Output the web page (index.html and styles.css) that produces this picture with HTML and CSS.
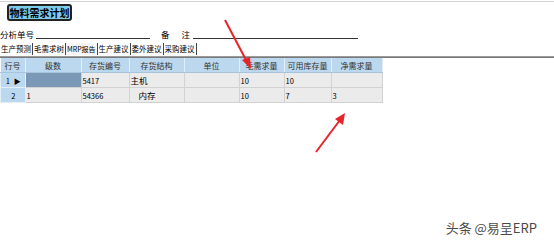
FILE: index.html
```html
<!DOCTYPE html>
<html>
<head>
    <title>物料需求计划</title>
    <link rel="stylesheet" href="styles.css">
</head>
<body>
    <div class="window">
        <div class="title-bar">
            <span class="title">物料需求计划</span>
        </div>
        <div class="form-row">
            <span class="label">分析单号</span>
            <span class="field field-no"></span>
            <span class="label label-note">备</span>
            <span class="label label-note2">注</span>
            <span class="field field-note"></span>
        </div>
        <div class="tabs">
            <span class="tab">生产预测</span>
            <span class="tab">毛需求树</span>
            <span class="tab active">MRP报告</span>
            <span class="tab">生产建议</span>
            <span class="tab">委外建议</span>
            <span class="tab">采购建议</span>
        </div>
        <div class="grid-area">
            <table class="grid">
                <thead>
                    <tr>
                        <th class="c-no">行号</th>
                        <th class="c-lvl">级数</th>
                        <th class="c-code">存货编号</th>
                        <th class="c-struct">存货结构</th>
                        <th class="c-unit">单位</th>
                        <th class="c-gross">毛需求量</th>
                        <th class="c-avail">可用库存量</th>
                        <th class="c-net">净需求量</th>
                    </tr>
                </thead>
                <tbody>
                    <tr>
                        <td class="row-no">1 <span class="marker">&#9654;</span></td>
                        <td class="selected"></td>
                        <td>5417</td>
                        <td class="struct">主机</td>
                        <td></td>
                        <td>10</td>
                        <td>10</td>
                        <td></td>
                    </tr>
                    <tr>
                        <td class="row-no">2</td>
                        <td>1</td>
                        <td>54366</td>
                        <td class="struct indent">内存</td>
                        <td></td>
                        <td>10</td>
                        <td>7</td>
                        <td>3</td>
                    </tr>
                </tbody>
            </table>
        </div>
    </div>

    <svg class="arrows" width="554" height="244" viewBox="0 0 554 244">
        <line x1="225" y1="20" x2="246" y2="60" stroke="#e8242a" stroke-width="2"/>
        <polygon points="251,69 242,60 250,57" fill="#e8242a"/>
        <line x1="316" y1="152" x2="340" y2="120" stroke="#e8242a" stroke-width="2"/>
        <polygon points="345,113 343,125 335,119" fill="#e8242a"/>
    </svg>

    <div class="watermark">头条 @易呈ERP</div>
</body>
</html>
```

FILE: styles.css
```css
body {
    margin: 0;
    width: 554px;
    height: 244px;
    background: #ffffff;
    font-family: "Noto Sans CJK SC", "Liberation Sans", sans-serif;
    font-size: 9px;
    color: #000;
    position: relative;
    overflow: hidden;
}

.window {
    border-top: 1px solid #d4d4d4;
    margin-top: 1px;
}

.title-bar {
    height: 20px;
    padding: 2px 0 0 7px;
    box-sizing: border-box;
}

.title {
    display: inline-block;
    width: 65px;
    height: 17px;
    box-sizing: border-box;
    background: #7ecbec;
    border: 2px solid #222;
    border-radius: 3px;
    font-size: 10px;
    font-weight: bold;
    line-height: 13px;
    text-align: center;
    white-space: nowrap;
}

.form-row {
    display: flex;
    align-items: flex-end;
    height: 18px;
}

.label {
    line-height: 12px;
    font-size: 8.5px;
}

.field {
    display: inline-block;
    height: 1px;
    background: #333;
    margin-bottom: 1px;
}

.field-no {
    width: 114px;
    margin-left: 2px;
}

.label-note {
    margin-left: 11px;
}

.label-note2 {
    margin-left: 12px;
}

.field-note {
    width: 165px;
    margin-left: 3px;
}

.tabs {
    display: flex;
    height: 13px;
    margin-top: 3px;
    border-bottom: 1px solid #9a9a9a;
}

.tab {
    padding: 0 1px;
    border-right: 1px solid #444;
    line-height: 12px;
    height: 12px;
    font-size: 7.5px;
}

.tab.active {
    background: #f6f6f6;
    font-size: 7px;
}

.grid-area {
    border-top: 1px solid #7a7a7a;
}

.grid {
    border-collapse: collapse;
    table-layout: fixed;
}

.grid th {
    background: #bcd8ee;
    color: #333;
    font-weight: normal;
    height: 14px;
    padding: 0;
    border-right: 1px solid #e4eef6;
    border-bottom: 1px solid #a8c4dc;
    text-align: center;
    font-size: 8px;
}

.grid td {
    background: #ebebeb;
    height: 14px;
    padding: 0 0 0 1px;
    border: 1px solid #d2d2d2;
    font-size: 7.5px;
    white-space: nowrap;
    overflow: hidden;
}

.grid td.struct {
    font-size: 8.5px;
}

.grid td.indent {
    padding-left: 9px;
}

.grid td.row-no {
    background: #bcd8ee;
    text-align: center;
    border-color: #e4eef6;
}

.grid td.selected {
    background: #7b98b6;
}

.marker {
    font-size: 7px;
    margin-left: 2px;
}

.c-no { width: 24px; }
.c-lvl { width: 55px; }
.c-code { width: 47px; }
.c-struct { width: 54px; }
.c-unit { width: 54px; }
.c-gross { width: 44px; }
.c-avail { width: 46px; }
.c-net { width: 50px; }

.arrows {
    position: absolute;
    left: 0;
    top: 0;
    pointer-events: none;
}

.watermark {
    position: absolute;
    right: 17px;
    bottom: 7px;
    font-size: 13px;
    color: #4a4a4a;
}
```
****
▸ TO DO
Send back the data above word for word, with the pictures left out.

▸ THE ANSWER
Output the web page (index.html and styles.css) that produces this picture with HTML and CSS.
FILE: index.html
```html
<!DOCTYPE html>
<html>
<head>
    <title>物料需求计划</title>
    <link rel="stylesheet" href="styles.css">
</head>
<body>
    <div class="window">
        <div class="title-bar">
            <span class="title">物料需求计划</span>
        </div>
        <div class="form-row">
            <span class="label">分析单号</span>
            <span class="field field-no"></span>
            <span class="label label-note">备</span>
            <span class="label label-note2">注</span>
            <span class="field field-note"></span>
        </div>
        <div class="tabs">
            <span class="tab">生产预测</span>
            <span class="tab">毛需求树</span>
            <span class="tab active">MRP报告</span>
            <span class="tab">生产建议</span>
            <span class="tab">委外建议</span>
            <span class="tab">采购建议</span>
        </div>
        <div class="grid-area">
            <table class="grid">
                <thead>
                    <tr>
                        <th class="c-no">行号</th>
                        <th class="c-lvl">级数</th>
                        <th class="c-code">存货编号</th>
                        <th class="c-struct">存货结构</th>
                        <th class="c-unit">单位</th>
                        <th class="c-gross">毛需求量</th>
                        <th class="c-avail">可用库存量</th>
                        <th class="c-net">净需求量</th>
                    </tr>
                </thead>
                <tbody>
                    <tr>
                        <td class="row-no">1 <span class="marker">&#9654;</span></td>
                        <td class="selected"></td>
                        <td>5417</td>
                        <td class="struct">主机</td>
                        <td></td>
                        <td>10</td>
                        <td>10</td>
                        <td></td>
                    </tr>
                    <tr>
                        <td class="row-no">2</td>
                        <td>1</td>
                        <td>54366</td>
                        <td class="struct indent">内存</td>
                        <td></td>
                        <td>10</td>
                        <td>7</td>
                        <td>3</td>
                    </tr>
                </tbody>
            </table>
        </div>
    </div>

    <svg class="arrows" width="554" height="244" viewBox="0 0 554 244">
        <line x1="225" y1="20" x2="246" y2="60" stroke="#e8242a" stroke-width="2"/>
        <polygon points="251,69 242,60 250,57" fill="#e8242a"/>
        <line x1="316" y1="152" x2="340" y2="120" stroke="#e8242a" stroke-width="2"/>
        <polygon points="345,113 343,125 335,119" fill="#e8242a"/>
    </svg>

    <div class="watermark">头条 @易呈ERP</div>
</body>
</html>
```

FILE: styles.css
```css
body {
    margin: 0;
    width: 554px;
    height: 244px;
    background: #ffffff;
    font-family: "Noto Sans CJK SC", "Liberation Sans", sans-serif;
    font-size: 9px;
    color: #000;
    position: relative;
    overflow: hidden;
}

.window {
    border-top: 1px solid #d4d4d4;
    margin-top: 1px;
}

.title-bar {
    height: 20px;
    padding: 2px 0 0 7px;
    box-sizing: border-box;
}

.title {
    display: inline-block;
    width: 65px;
    height: 17px;
    box-sizing: border-box;
    background: #7ecbec;
    border: 2px solid #222;
    border-radius: 3px;
    font-size: 10px;
    font-weight: bold;
    line-height: 13px;
    text-align: center;
    white-space: nowrap;
}

.form-row {
    display: flex;
    align-items: flex-end;
    height: 18px;
}

.label {
    line-height: 12px;
    font-size: 8.5px;
}

.field {
    display: inline-block;
    height: 1px;
    background: #333;
    margin-bottom: 1px;
}

.field-no {
    width: 114px;
    margin-left: 2px;
}

.label-note {
    margin-left: 11px;
}

.label-note2 {
    margin-left: 12px;
}

.field-note {
    width: 165px;
    margin-left: 3px;
}

.tabs {
    display: flex;
    height: 13px;
    margin-top: 3px;
    border-bottom: 1px solid #9a9a9a;
}

.tab {
    padding: 0 1px;
    border-right: 1px solid #444;
    line-height: 12px;
    height: 12px;
    font-size: 7.5px;
}

.tab.active {
    background: #f6f6f6;
    font-size: 7px;
}

.grid-area {
    border-top: 1px solid #7a7a7a;
}

.grid {
    border-collapse: collapse;
    table-layout: fixed;
}

.grid th {
    background: #bcd8ee;
    color: #333;
    font-weight: normal;
    height: 14px;
    padding: 0;
    border-right: 1px solid #e4eef6;
    border-bottom: 1px solid #a8c4dc;
    text-align: center;
    font-size: 8px;
}

.grid td {
    background: #ebebeb;
    height: 14px;
    padding: 0 0 0 1px;
    border: 1px solid #d2d2d2;
    font-size: 7.5px;
    white-space: nowrap;
    overflow: hidden;
}

.grid td.struct {
    font-size: 8.5px;
}

.grid td.indent {
    padding-left: 9px;
}

.grid td.row-no {
    background: #bcd8ee;
    text-align: center;
    border-color: #e4eef6;
}

.grid td.selected {
    background: #7b98b6;
}

.marker {
    font-size: 7px;
    margin-left: 2px;
}

.c-no { width: 24px; }
.c-lvl { width: 55px; }
.c-code { width: 47px; }
.c-struct { width: 54px; }
.c-unit { width: 54px; }
.c-gross { width: 44px; }
.c-avail { width: 46px; }
.c-net { width: 50px; }

.arrows {
    position: absolute;
    left: 0;
    top: 0;
    pointer-events: none;
}

.watermark {
    position: absolute;
    right: 17px;
    bottom: 7px;
    font-size: 13px;
    color: #4a4a4a;
}
```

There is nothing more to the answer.